Simply Fostering

Fulltime Foster Carer - Harriet author of: A Less Ordinary Family

I take a deep breath

Friday 13th May

We have been treating Alice for a stubborn UTI for a couple of months now.  This week we have started another course of antibiotics.  We can’t call them “antibiotics” though because then Alice won’t swallow it, so instead we opt for “special bladder medicine”.  This seems to have done the trick and so far she is taking it without complaint.  I won’t hold my breath though as she is quite changeable.

Today we went to visit the Urodynamic team at the Children’s Hospital.  This is the department that looks after the bladder and bowels.  Today I have to learn how to give Alice a bladder wash – this sounds far more scary than it turns out to be!  They say this should finally get on top of the infection, and it seems to be a pretty straightforward procedure.   I have to draw the medicine into a syringe and then mix with saline and put into her empty bladder.  Then empty the bladder with a catheter after 30 minutes. The complicated bit is that I have to remember to do the procedure once a day for 10 days and then three times a week for a month!

I left the hospital with two huge bags with all the medicine, syringes, catheters and sharps bin – it looks like I’ve been shopping!  Learning new skills that will help improve our care of Alice is always a very satisfying experience – sometimes I cannot believe what I have learned and put into practice through fostering.

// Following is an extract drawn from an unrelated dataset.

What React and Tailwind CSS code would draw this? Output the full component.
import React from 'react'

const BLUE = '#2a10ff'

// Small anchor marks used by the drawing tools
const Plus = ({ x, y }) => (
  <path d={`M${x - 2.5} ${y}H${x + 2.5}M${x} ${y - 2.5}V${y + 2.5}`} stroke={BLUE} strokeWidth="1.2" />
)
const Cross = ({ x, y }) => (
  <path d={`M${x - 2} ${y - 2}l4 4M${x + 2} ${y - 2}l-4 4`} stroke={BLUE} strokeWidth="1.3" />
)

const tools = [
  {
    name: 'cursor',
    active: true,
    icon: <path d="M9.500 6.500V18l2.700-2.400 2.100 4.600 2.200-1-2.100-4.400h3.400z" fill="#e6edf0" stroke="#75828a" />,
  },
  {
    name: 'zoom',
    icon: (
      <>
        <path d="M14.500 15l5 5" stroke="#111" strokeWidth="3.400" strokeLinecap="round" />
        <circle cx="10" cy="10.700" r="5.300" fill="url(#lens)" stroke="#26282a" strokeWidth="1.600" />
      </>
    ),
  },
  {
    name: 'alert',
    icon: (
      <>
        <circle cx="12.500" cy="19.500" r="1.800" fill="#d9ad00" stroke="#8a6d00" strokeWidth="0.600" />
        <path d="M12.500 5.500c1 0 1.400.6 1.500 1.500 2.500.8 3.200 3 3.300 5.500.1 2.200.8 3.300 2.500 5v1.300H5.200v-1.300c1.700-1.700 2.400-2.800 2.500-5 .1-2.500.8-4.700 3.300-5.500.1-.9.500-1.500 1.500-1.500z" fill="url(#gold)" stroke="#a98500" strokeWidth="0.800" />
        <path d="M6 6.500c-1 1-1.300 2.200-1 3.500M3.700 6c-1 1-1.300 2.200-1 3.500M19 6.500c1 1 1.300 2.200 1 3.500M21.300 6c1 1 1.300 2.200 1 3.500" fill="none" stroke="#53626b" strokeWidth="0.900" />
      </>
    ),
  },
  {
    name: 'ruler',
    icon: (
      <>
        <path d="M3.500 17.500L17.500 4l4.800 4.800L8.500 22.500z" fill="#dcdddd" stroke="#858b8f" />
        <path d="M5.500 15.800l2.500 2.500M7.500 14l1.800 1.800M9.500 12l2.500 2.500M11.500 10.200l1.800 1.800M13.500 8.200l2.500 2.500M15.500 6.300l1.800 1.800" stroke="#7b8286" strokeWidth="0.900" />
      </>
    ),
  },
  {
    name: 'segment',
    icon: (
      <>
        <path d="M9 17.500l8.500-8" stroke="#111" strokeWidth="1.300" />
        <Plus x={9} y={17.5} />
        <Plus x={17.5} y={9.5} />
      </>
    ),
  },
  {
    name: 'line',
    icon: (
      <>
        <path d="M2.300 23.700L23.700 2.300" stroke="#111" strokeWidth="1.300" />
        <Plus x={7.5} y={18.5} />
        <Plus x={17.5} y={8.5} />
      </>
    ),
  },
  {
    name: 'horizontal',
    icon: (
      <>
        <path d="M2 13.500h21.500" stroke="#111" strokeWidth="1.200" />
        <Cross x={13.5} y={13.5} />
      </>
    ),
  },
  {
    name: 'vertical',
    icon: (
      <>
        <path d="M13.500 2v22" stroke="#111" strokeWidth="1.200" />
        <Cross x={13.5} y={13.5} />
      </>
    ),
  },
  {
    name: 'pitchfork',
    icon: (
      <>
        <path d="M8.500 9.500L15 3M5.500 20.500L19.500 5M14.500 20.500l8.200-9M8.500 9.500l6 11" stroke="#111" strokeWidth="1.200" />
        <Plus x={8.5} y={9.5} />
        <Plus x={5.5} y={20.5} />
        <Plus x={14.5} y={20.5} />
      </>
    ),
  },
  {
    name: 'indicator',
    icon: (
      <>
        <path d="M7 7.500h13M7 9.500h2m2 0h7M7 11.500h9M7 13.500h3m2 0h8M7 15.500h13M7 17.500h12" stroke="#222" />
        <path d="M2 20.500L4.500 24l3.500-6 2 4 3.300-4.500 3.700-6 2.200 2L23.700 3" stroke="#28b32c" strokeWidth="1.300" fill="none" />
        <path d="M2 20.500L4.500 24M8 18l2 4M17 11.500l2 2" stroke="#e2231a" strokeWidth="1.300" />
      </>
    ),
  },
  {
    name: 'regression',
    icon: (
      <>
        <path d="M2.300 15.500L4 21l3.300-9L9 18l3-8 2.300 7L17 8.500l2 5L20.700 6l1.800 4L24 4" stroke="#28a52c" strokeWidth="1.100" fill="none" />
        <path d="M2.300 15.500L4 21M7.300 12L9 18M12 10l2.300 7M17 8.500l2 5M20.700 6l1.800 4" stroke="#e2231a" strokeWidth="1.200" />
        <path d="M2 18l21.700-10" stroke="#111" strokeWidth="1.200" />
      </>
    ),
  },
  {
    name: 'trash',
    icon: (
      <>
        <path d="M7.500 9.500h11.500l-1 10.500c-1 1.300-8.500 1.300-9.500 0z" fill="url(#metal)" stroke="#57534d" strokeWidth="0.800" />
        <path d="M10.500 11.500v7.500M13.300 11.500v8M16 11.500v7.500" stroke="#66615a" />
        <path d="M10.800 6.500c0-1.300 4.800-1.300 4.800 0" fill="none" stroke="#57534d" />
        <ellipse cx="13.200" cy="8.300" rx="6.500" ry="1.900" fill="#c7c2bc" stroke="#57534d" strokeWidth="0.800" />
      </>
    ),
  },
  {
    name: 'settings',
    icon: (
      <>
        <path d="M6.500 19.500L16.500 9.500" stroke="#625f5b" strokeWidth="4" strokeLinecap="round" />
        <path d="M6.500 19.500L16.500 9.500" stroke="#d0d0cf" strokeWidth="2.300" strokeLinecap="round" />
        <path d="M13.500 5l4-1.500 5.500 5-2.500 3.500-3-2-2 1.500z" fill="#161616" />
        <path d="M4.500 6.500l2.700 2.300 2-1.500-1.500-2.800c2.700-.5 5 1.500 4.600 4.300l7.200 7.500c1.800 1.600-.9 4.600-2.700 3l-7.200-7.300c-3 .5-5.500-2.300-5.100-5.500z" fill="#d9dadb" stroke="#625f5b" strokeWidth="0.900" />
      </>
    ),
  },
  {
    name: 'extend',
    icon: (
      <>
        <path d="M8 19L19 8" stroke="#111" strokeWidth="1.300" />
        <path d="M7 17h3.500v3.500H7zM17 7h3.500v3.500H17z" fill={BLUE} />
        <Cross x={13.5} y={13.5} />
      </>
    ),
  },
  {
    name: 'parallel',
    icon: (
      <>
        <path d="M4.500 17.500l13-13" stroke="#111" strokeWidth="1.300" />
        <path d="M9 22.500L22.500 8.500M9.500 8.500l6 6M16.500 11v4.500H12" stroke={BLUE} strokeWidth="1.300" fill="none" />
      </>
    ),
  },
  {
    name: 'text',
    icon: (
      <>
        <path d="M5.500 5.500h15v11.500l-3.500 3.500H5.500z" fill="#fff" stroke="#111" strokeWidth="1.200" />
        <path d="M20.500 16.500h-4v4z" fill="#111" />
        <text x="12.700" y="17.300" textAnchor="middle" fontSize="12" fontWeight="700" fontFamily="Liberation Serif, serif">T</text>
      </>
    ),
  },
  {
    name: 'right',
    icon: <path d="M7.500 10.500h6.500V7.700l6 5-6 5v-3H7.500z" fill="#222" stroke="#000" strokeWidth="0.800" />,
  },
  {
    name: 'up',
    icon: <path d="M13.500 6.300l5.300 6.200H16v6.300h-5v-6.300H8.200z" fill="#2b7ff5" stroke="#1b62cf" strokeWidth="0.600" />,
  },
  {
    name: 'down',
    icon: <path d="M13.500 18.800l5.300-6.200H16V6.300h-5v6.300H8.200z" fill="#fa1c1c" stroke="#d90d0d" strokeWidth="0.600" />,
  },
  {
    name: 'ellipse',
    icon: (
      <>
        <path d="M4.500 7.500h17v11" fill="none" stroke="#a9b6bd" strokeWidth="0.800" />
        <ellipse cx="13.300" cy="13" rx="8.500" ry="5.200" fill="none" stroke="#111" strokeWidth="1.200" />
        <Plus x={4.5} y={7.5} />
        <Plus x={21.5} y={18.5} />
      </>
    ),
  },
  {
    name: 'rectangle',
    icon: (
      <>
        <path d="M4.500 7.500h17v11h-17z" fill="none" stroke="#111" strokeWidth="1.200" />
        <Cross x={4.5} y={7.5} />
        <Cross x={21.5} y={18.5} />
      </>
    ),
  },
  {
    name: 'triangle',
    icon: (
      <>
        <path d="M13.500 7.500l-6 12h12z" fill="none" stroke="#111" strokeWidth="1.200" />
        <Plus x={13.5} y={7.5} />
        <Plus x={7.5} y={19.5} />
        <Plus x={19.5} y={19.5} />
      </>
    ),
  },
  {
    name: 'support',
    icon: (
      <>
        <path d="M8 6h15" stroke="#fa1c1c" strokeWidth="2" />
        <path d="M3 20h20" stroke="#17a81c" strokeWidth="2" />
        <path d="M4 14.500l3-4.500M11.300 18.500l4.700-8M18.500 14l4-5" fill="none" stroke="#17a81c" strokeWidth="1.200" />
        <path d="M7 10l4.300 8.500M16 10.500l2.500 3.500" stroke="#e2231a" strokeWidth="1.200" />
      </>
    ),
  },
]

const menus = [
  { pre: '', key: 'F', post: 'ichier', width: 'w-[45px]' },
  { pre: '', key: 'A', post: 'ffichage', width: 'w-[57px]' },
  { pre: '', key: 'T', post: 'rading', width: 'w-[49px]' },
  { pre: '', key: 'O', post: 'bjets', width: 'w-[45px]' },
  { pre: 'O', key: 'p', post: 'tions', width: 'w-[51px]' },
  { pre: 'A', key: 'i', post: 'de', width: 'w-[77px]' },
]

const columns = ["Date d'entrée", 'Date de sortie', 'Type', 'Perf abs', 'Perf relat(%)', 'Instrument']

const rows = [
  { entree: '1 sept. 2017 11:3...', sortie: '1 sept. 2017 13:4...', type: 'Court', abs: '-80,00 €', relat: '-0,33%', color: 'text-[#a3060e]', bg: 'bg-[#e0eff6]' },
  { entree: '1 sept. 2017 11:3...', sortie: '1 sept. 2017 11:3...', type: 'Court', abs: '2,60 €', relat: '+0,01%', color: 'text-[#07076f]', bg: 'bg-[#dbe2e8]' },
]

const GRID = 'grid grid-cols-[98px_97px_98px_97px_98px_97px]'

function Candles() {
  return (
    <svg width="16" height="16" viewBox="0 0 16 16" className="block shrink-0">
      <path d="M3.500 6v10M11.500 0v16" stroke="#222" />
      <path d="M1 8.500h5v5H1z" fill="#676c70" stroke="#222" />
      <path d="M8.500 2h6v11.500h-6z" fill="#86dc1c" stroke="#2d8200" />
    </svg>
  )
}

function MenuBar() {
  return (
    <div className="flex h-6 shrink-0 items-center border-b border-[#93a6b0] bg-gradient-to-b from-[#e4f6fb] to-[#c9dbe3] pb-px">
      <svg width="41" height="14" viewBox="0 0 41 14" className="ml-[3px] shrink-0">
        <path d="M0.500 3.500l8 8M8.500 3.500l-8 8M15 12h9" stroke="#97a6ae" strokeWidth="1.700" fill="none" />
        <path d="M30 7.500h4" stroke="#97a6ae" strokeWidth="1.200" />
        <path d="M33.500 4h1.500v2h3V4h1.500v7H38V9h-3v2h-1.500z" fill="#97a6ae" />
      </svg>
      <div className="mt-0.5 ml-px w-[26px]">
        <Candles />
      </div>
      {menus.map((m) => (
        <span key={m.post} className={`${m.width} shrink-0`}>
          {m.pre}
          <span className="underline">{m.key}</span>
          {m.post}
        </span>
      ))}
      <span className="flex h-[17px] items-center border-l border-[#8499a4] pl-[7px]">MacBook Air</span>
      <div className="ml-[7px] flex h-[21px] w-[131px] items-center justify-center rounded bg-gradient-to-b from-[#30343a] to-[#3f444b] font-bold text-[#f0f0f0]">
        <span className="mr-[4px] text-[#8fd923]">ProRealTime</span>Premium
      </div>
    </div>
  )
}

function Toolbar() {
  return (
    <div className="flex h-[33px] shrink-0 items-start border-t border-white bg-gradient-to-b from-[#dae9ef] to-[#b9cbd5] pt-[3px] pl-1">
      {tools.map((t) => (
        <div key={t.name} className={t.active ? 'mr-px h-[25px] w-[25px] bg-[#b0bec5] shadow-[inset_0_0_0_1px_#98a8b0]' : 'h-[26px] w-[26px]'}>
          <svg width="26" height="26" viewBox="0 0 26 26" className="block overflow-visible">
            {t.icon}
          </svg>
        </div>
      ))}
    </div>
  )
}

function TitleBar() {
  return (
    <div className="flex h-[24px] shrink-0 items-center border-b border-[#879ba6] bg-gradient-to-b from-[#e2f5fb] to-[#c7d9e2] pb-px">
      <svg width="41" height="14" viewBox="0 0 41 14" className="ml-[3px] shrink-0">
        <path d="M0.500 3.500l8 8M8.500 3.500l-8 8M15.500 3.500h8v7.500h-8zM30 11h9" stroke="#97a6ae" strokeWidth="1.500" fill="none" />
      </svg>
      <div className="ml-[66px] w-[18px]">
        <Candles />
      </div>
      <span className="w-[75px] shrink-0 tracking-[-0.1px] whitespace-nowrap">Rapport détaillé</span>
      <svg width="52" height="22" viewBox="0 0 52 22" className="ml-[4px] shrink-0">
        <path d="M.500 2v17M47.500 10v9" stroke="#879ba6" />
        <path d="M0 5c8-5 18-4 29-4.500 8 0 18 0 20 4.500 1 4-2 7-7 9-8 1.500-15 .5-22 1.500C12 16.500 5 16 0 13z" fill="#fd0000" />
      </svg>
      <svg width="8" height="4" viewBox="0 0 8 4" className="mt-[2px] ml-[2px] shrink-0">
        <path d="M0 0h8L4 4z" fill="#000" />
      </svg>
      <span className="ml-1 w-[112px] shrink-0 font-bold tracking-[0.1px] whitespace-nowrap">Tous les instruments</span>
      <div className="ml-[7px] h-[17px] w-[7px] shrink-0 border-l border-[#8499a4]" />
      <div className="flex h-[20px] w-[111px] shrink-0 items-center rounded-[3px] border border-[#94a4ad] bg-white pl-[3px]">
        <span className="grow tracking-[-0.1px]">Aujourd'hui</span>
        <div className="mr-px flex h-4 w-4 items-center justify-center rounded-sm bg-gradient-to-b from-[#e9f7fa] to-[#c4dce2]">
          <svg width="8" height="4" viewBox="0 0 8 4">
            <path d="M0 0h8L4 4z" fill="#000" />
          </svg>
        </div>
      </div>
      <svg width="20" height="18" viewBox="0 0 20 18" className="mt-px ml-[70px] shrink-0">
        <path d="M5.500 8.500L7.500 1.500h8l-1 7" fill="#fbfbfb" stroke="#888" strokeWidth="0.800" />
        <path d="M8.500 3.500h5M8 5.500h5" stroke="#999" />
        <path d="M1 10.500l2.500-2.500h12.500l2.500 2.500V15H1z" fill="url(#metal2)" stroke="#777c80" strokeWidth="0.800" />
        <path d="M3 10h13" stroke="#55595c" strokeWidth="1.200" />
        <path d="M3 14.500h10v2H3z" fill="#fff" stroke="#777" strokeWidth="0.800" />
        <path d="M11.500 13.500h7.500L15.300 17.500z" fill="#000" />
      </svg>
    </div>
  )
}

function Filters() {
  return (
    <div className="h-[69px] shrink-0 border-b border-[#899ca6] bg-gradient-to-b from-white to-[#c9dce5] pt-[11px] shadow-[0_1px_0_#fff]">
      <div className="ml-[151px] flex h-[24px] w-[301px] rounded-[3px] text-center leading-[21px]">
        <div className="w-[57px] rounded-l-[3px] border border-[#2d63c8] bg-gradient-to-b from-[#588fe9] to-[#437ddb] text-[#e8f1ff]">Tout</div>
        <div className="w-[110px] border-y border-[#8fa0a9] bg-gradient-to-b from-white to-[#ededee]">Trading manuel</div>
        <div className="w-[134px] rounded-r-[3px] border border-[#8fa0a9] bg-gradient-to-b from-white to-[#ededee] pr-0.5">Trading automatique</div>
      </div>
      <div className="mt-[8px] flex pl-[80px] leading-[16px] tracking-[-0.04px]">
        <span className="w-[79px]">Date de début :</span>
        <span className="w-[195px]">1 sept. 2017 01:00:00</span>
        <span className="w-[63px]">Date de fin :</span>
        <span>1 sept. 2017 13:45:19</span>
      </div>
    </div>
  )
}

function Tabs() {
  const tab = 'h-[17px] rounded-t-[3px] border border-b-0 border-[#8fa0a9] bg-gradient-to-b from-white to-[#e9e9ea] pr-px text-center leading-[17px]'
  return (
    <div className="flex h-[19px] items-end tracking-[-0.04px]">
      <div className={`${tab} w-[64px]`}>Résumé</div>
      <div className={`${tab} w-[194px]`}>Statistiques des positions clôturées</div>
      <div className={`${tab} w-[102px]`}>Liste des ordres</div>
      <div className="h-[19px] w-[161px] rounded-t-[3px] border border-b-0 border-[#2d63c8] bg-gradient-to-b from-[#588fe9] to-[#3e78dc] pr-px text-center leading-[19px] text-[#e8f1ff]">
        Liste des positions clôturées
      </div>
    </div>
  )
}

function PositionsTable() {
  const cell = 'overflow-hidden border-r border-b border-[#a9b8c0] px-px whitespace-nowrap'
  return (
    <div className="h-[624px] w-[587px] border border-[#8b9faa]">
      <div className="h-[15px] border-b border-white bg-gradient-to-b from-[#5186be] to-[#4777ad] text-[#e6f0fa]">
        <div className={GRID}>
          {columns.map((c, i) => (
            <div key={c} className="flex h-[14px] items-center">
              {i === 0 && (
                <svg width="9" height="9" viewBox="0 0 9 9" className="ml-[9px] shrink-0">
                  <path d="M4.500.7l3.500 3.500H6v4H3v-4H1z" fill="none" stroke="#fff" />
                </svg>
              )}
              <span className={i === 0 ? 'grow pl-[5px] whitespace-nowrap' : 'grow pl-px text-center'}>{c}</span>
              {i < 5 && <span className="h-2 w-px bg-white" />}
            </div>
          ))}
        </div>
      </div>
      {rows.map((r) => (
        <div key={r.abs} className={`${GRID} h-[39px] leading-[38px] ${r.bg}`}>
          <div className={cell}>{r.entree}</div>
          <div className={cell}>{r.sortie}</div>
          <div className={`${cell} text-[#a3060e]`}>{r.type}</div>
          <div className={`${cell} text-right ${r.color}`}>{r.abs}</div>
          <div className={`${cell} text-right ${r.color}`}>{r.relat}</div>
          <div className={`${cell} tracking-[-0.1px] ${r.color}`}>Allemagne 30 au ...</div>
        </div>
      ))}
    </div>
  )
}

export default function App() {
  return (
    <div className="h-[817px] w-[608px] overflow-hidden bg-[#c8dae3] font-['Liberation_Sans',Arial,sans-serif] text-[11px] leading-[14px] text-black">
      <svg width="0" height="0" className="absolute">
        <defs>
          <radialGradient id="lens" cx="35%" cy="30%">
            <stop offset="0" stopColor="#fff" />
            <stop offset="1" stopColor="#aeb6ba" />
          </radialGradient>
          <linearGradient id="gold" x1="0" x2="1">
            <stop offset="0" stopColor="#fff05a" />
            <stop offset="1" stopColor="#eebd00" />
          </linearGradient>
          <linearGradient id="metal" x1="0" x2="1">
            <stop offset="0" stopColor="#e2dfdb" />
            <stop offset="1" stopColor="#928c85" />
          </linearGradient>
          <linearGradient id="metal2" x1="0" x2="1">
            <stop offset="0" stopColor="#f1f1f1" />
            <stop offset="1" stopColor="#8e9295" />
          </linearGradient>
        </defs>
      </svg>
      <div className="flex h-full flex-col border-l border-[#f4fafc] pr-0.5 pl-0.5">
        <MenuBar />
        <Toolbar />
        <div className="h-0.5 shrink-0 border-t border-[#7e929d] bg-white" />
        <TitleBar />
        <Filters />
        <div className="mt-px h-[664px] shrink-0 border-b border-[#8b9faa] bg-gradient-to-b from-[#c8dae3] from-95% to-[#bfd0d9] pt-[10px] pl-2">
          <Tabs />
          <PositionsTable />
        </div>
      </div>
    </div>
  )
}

You can imagine then that after my morning at the hospital how unimpressed I was when I collected Alice from school to find that the the teaching assistant had failed to give her the antibiotics!  You cannot make this stuff up.  When asked why she had not given it she said ‘Oh I thought when Charlie gave me the new medicine it was a new bottle of her old medicine”.  She had not even looked at the bottle or the paperwork with it to give permission to give the medicine at school. Sadly this is not the first time this has happened with this member of staff.  The critical issue is that Alice has to keep up with her course of antibiotics, and missing a dose can make all the difference!

I take a deep breath, I cannot believe I am going to have to make a complaint again about this only a week before Alice leaves the school.  I would leave it but I have to think of the next child in her care!